Magnetic polarization of Ir in underdoped, non-superconducting Eu(Fe$_{0.94}$Ir$_{0.06}$)$_{2}$As$_{2}$

TL;DR

This study reveals multiple magnetic and structural phase transitions in underdoped Eu(Fe$_{0.94}$Ir$_{0.06}$)$_{2}$As$_{2}$, showing that Ir doping suppresses certain orders and induces magnetic polarization in Ir 5d states, indicating interplay between Eu moments and conduction electrons.

Contribution

First demonstration of magnetic polarization of Ir 5d states in Eu(Fe$_{1-x}$Ir$_{x}$)$_{2}$As$_{2}$, revealing interplay between Eu magnetic order and Ir doping effects.

Findings

Ir doping suppresses structural and Fe magnetic transitions

Eu spins order within the ab plane with reduced temperature

Ir 5d states are magnetically polarized with a lower onset temperature

Abstract

Using polarized neutron diffraction and x-ray resonant magnetic scattering (XRMS) techniques, multiple phase transitions were revealed in an underdoped, non-superconducting Eu(Fe$_{1-x}$Ir$_{x}$)$_{2}$As$_{2}$ ($\mathit{x}$ = 0.06) single crystal.

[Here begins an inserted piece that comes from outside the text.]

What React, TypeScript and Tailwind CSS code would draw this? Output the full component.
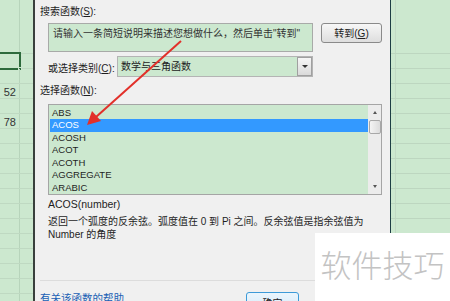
import React from "react";

const rows = Array.from({ length: 17 });

function LeftSheet() {
  return (
    <div className="w-[33px] h-full bg-[#cce8cf] flex flex-col shrink-0 overflow-hidden">
      <div className="h-[53px] shrink-0 flex">
        <div className="w-[20px] border-r border-[#b7d4bb]" />
        <div className="flex-1" />
      </div>
      {rows.map((_, i) => (
        <div key={i} className="h-[15px] shrink-0 flex border-t border-[#bfd9c2]">
          <div className="w-[20px] border-r border-[#b7d4bb] relative flex items-center justify-end pr-[3px] pt-[2px] text-[11px] text-[#333] leading-none">
            {i === 0 && (
              <div className="absolute -top-[2px] -left-[2px] -right-[2px] -bottom-[2px] border-2 border-[#2d6a3c]">
                <div className="absolute -right-[3px] -bottom-[3px] w-[4px] h-[4px] bg-[#2d6a3c] border border-[#cce8cf]" />
              </div>
            )}
            {i === 2 && "52"}
            {i === 4 && "78"}
          </div>
          <div className="flex-1" />
        </div>
      ))}
    </div>
  );
}

function RightSheet() {
  return (
    <div className="flex-1 h-full bg-[#cce8cf] flex flex-col overflow-hidden">
      <div className="h-[53px] shrink-0 flex">
        <div className="w-[5px] border-r border-[#c2d9c5]" />
        <div className="flex-1" />
      </div>
      {rows.map((_, i) => (
        <div key={i} className="h-[15px] shrink-0 flex border-t border-[#bdd6c0]">
          <div className="w-[5px] border-r border-[#c2d9c5]" />
          <div className="flex-1" />
        </div>
      ))}
    </div>
  );
}

const items = ["ABS", "ACOS", "ACOSH", "ACOT", "ACOTH", "AGGREGATE", "ARABIC"];

function Dialog() {
  return (
    <div className="w-[355px] h-full bg-[#f0f0f0] flex flex-col text-[10px] text-[#1e1e1e] shrink-0 overflow-hidden">
      <div className="h-[23px] shrink-0 pl-[5px] flex items-center">
        搜索函数(<span className="underline">S</span>):
      </div>
      <div className="h-[33px] shrink-0 flex items-start pl-[13px]">
        <div className="w-[265px] h-[29px] border border-[#a8aaa8] bg-[#cce8cf] pl-[4px] pt-[4px] leading-[12px] text-[#333] whitespace-nowrap overflow-hidden">
          请输入一条简短说明来描述您想做什么，然后单击"转到"
        </div>
        <div className="ml-[8px] w-[61px] h-[20px] border border-[#8a8a8a] rounded-[3px] bg-gradient-to-b from-[#f7f7f7] to-[#dedede] flex items-center justify-center text-[#222]">
          转到(<span className="underline">G</span>)
        </div>
      </div>
      <div className="h-[21px] shrink-0 flex items-center pl-[13px]">
        <div className="w-[69px] pt-[3px]">
          或选择类别(<span className="underline">C</span>):
        </div>
        <div className="w-[196px] h-[21px] border border-[#b4b4b4] bg-[#cce8cf] flex items-center justify-between">
          <span className="pl-[3px] text-[#222]">数学与三角函数</span>
          <div className="w-[15px] h-[19px] border border-[#a0a0a0] bg-gradient-to-b from-[#f6f6f6] to-[#dadada] flex items-center justify-center">
            <div className="w-0 h-0 border-l-[3px] border-r-[3px] border-t-[3px] border-l-transparent border-r-transparent border-t-[#333]" />
          </div>
        </div>
      </div>
      <div className="h-[27px] shrink-0 pl-[5px] flex items-center">
        选择函数(<span className="underline">N</span>):
      </div>
      <div className="ml-[13px] w-[334px] h-[91px] shrink-0 border border-[#a5a5a5] bg-[#cce8cf] flex overflow-hidden">
        <div className="flex-1 pl-[1px] pt-[1.5px] flex flex-col text-[9.5px] overflow-hidden">
          {items.map((it) => (
            <div
              key={it}
              className={
                it === "ACOS"
                  ? "h-[12.5px] shrink-0 pl-[2px] leading-[12.5px] bg-[#3399ff] text-white"
                  : "h-[12.5px] shrink-0 pl-[2px] leading-[12.5px] text-[#1e1e1e]"
              }
            >
              {it}
            </div>
          ))}
        </div>
        <div className="w-[13px] h-full bg-[#ececec] flex flex-col items-center">
          <div className="h-[15px] w-full flex items-center justify-center">
            <div className="w-0 h-0 border-l-[2.5px] border-r-[2.5px] border-b-[3px] border-l-transparent border-r-transparent border-b-[#555]" />
          </div>
          <div className="w-[12px] h-[14px] border border-[#a8a8a8] rounded-[2px] bg-gradient-to-r from-[#f4f4f4] to-[#dcdcdc]" />
          <div className="flex-1" />
          <div className="h-[15px] w-full flex items-center justify-center">
            <div className="w-0 h-0 border-l-[2.5px] border-r-[2.5px] border-t-[3px] border-l-transparent border-r-transparent border-t-[#555]" />
          </div>
        </div>
      </div>
      <div className="h-[20px] shrink-0 pl-[13px] flex items-center text-[10.5px] text-[#1e1e1e]">
        ACOS(number)
      </div>
      <div className="h-[26px] shrink-0 pl-[13px] leading-[13px] text-[#1e1e1e] whitespace-nowrap">
        返回一个弧度的反余弦。弧度值在 0 到 Pi 之间。反余弦值是指余弦值为
        <br />
        Number 的角度
      </div>
      <div className="h-[39px] shrink-0" />
      <div className="h-px shrink-0 ml-[5px] bg-[#dcdcdc]" />
      <div className="flex-1 flex items-start pl-[5px]">
        <div className="pt-[11px] text-[#1a5fb4] text-[10.5px] leading-[12px] whitespace-nowrap">有关该函数的帮助</div>
        <div className="ml-[122px] mt-[11px] w-[53px] h-[22px] border border-[#3c9ad8] rounded-[3px] bg-gradient-to-b from-[#eaf5fd] to-[#d4eaf8] flex justify-center pt-[3px] text-[#222]">
          确定
        </div>
      </div>
    </div>
  );
}

export default function App() {
  return (
    <div className="w-[450px] h-[301px] relative overflow-hidden flex font-['Liberation_Sans','Noto_Sans_CJK_SC',sans-serif]">
      <LeftSheet />
      <div className="w-[2px] h-full bg-[#39403d] shrink-0" />
      <Dialog />
      <div className="w-px h-full bg-[#1d3d44] shrink-0" />
      <RightSheet />
      <svg className="absolute left-0 top-0 pointer-events-none" width="450" height="301">
        <line x1="181" y1="41" x2="96" y2="117" stroke="#e2302a" strokeWidth="2" />
        <polygon points="87,125 92,111 101,121" fill="#e2302a" />
      </svg>
      <div className="absolute left-[315px] top-[233px] w-[135px] h-[68px] bg-white flex items-start justify-center pt-[14px]">
        <span className="text-[31px] leading-[34px] text-[#c3c3c3] font-light tracking-[0px] font-['Noto_Sans_CJK_SC',sans-serif]">
          软件技巧
        </span>
      </div>
    </div>
  );
}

Compared with the parent compound EuFe$_{2}$As$_{2}$, the tetragonal-to-orthorhombic structural phase transition and the antiferromagnetic order of the Fe$^{2+}$ moments are significantly suppressed to $\mathit{T_{S}}$ = 111 (2) K and $\mathit{T_{N,Fe}}$= 85 (2) K by 6% Ir doping, respectively. In addition, the Eu$^{2+}$ spins order within the $\mathit{ab}$ plane in the A-type antiferromagnetic structure similar to the parent compound. However, the order temperature is evidently suppressed to $\mathit{T_{N,Eu}}$= 16.0 (5) K by Ir doping. Most strikingly, the XRMS measurements at the Ir $\mathit{L_{3}}$ edge demonstrates that the Ir 5$\mathit{d}$ states are also magnetically polarized, with the same propagation vector as the magnetic order of Fe. With $\mathit{T_{N,Ir}}$ = 12.0 (5) K, they feature a much lower onset temperature compared with $\mathit{T_{N,Fe}}$. Our observation suggests that the magnetism of the Eu sublattice has a considerable effect on the magnetic nature of the 5$\mathit{d}$ Ir dopant atoms and there exists a possible interplay between the localized Eu$^{2+}$ moments and the conduction $\mathit{d}$-electrons on the FeAs layers.